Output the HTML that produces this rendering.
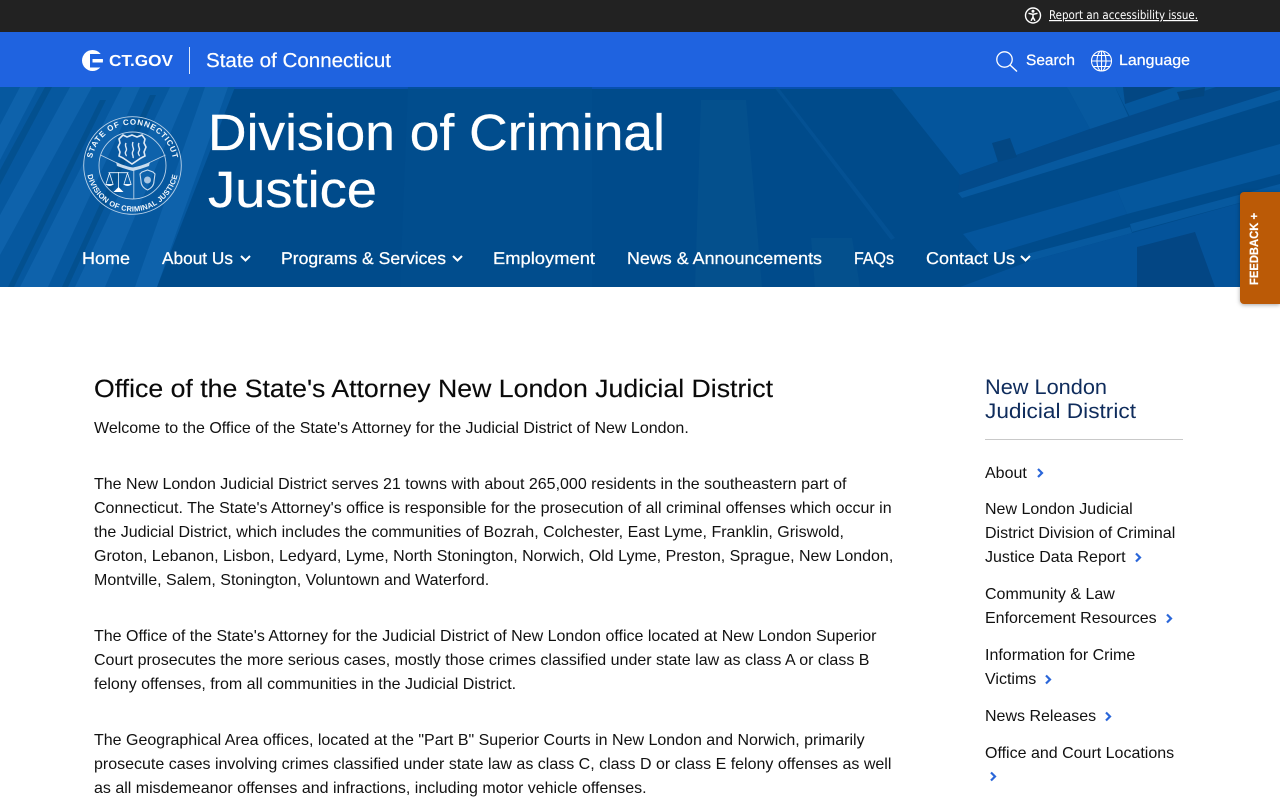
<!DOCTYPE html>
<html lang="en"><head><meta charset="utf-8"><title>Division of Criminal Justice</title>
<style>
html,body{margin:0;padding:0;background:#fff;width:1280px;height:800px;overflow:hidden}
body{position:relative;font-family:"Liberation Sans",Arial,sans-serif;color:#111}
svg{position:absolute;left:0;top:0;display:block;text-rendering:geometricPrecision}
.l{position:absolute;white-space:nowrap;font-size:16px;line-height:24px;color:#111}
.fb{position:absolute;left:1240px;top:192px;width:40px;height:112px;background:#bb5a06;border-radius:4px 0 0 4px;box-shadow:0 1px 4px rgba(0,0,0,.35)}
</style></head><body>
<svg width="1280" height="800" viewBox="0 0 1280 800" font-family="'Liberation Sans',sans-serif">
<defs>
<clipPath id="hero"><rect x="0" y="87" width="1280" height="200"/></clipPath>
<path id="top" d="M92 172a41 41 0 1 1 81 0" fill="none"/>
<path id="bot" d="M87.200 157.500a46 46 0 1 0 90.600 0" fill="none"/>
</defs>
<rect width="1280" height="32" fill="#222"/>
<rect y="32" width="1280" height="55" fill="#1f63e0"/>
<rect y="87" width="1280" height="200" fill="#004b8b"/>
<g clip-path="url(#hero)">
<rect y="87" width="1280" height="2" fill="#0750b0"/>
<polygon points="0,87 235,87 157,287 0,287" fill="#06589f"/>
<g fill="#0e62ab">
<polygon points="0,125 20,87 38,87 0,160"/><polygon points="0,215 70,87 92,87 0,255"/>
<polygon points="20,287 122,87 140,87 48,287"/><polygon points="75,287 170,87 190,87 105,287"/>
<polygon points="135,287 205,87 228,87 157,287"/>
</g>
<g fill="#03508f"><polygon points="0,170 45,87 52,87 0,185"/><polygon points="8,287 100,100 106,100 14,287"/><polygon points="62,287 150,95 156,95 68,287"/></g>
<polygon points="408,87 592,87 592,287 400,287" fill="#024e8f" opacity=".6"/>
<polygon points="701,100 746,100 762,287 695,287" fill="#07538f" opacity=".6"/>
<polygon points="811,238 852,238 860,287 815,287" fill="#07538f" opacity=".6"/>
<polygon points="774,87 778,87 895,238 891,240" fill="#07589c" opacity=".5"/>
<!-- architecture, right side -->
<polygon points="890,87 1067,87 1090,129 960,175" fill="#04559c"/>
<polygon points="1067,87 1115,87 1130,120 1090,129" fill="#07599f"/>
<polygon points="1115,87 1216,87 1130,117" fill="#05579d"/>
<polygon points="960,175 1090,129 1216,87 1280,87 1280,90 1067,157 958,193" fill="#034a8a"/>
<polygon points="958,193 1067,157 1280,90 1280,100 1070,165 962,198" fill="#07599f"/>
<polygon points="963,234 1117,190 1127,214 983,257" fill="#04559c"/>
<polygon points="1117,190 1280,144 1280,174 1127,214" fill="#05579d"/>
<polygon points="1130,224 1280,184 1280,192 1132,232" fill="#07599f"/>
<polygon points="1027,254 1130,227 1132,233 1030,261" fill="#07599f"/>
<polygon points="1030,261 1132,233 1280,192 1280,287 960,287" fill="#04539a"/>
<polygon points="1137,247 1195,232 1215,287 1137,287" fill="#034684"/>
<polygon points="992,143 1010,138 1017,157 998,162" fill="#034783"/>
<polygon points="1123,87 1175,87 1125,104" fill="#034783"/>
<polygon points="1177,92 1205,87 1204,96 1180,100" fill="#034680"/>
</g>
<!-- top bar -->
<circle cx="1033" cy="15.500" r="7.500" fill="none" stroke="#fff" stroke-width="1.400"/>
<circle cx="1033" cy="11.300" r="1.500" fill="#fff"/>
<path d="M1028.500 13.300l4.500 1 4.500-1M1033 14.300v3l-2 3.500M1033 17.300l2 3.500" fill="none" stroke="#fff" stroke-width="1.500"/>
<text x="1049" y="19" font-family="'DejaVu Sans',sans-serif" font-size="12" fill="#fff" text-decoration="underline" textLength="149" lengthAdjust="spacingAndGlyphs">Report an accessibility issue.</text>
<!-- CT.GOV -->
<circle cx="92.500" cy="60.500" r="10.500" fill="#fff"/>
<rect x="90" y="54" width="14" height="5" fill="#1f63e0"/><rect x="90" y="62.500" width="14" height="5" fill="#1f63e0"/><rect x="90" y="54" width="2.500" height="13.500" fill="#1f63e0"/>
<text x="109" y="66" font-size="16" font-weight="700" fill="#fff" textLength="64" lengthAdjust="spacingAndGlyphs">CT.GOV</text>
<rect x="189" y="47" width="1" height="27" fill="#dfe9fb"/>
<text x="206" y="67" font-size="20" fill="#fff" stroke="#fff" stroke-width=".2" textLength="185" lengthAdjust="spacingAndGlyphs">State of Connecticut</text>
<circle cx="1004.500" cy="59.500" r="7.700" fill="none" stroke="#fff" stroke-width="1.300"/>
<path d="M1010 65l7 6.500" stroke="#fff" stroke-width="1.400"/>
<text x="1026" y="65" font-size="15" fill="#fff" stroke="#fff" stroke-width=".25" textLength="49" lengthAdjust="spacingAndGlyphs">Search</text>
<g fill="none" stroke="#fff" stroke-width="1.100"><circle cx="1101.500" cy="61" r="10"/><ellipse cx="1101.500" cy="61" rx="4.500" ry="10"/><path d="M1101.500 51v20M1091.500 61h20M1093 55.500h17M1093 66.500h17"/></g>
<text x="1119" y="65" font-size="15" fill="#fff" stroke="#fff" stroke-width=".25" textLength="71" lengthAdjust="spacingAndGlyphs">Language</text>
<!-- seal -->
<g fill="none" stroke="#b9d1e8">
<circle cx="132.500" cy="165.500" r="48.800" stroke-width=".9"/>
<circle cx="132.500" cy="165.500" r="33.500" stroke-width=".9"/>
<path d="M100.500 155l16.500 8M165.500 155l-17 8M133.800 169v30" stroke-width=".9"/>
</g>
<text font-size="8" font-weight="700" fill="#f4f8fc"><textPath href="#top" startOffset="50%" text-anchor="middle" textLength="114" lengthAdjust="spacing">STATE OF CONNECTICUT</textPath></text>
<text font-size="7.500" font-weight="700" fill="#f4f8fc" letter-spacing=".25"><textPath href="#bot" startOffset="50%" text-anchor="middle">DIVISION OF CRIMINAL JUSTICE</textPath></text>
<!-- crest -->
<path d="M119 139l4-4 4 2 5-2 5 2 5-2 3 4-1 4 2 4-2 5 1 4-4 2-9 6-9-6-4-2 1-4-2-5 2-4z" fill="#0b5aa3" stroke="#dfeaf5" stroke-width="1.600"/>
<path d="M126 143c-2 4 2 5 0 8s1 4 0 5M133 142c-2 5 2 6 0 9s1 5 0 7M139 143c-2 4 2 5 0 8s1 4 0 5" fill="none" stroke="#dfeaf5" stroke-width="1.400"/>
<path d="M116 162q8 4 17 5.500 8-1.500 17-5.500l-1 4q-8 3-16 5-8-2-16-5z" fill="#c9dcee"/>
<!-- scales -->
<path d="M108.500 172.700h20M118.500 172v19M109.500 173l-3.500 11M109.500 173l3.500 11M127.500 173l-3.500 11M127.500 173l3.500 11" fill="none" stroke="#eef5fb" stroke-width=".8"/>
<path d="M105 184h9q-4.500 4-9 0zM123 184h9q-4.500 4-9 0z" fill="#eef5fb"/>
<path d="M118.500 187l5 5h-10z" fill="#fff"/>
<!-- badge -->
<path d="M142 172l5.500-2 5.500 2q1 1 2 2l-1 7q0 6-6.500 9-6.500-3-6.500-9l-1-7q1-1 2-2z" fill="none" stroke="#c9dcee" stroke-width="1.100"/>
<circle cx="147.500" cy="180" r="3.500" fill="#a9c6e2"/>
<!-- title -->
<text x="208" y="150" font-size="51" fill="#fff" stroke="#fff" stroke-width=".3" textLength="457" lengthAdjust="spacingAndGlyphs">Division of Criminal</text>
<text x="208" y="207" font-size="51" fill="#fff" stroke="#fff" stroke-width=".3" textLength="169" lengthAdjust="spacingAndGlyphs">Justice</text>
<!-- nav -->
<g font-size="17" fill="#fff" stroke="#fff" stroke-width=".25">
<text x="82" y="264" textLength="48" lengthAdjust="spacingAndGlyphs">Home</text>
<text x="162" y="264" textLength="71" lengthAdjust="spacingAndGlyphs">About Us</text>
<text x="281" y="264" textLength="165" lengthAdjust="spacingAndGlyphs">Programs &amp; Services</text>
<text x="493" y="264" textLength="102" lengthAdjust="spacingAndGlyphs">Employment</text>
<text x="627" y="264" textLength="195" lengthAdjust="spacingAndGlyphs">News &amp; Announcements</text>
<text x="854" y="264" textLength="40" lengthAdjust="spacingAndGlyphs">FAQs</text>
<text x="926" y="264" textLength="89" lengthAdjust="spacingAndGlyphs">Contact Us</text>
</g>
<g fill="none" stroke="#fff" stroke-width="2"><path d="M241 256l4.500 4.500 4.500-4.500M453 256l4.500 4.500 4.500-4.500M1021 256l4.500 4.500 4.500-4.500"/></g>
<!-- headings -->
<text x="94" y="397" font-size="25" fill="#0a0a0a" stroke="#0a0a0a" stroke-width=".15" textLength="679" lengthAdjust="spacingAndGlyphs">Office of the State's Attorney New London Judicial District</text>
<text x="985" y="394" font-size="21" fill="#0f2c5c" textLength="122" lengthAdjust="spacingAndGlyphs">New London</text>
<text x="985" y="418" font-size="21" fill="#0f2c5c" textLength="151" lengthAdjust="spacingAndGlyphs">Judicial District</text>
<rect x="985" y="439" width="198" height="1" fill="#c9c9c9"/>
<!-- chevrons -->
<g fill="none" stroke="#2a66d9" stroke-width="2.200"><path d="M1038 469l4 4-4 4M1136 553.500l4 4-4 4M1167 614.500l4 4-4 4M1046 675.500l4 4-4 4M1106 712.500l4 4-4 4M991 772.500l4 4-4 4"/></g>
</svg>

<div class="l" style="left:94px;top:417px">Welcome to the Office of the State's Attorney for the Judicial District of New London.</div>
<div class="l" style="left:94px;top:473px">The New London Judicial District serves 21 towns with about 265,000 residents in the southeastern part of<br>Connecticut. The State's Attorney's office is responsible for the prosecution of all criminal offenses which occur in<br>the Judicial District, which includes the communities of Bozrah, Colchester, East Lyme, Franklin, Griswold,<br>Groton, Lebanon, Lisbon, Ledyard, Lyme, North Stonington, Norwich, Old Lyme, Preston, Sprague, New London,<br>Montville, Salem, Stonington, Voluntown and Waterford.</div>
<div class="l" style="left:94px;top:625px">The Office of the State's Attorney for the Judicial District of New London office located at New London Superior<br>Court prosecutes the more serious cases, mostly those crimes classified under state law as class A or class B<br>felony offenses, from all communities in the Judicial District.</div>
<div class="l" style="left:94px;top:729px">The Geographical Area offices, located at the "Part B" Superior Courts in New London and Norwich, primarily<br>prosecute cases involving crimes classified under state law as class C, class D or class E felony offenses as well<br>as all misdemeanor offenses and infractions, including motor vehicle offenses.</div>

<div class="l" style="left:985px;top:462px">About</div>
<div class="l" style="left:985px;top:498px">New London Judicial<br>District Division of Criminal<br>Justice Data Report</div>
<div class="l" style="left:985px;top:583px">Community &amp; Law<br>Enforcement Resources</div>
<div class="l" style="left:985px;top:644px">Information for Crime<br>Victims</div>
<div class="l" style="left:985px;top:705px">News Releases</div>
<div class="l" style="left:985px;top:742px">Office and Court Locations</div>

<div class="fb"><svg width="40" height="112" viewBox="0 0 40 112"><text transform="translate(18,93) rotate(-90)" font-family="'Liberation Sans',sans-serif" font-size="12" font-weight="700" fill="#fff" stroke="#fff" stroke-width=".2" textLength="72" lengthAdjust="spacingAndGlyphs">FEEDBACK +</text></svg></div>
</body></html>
------------------------
▶ [WHAT IS REQUIRED]: Which lines of the data above contain "rendering"? Copy each one.

▶ [CORRECT RESULT]:
Output the HTML that produces this rendering.
svg{position:absolute;left:0;top:0;display:block;text-rendering:geometricPrecision}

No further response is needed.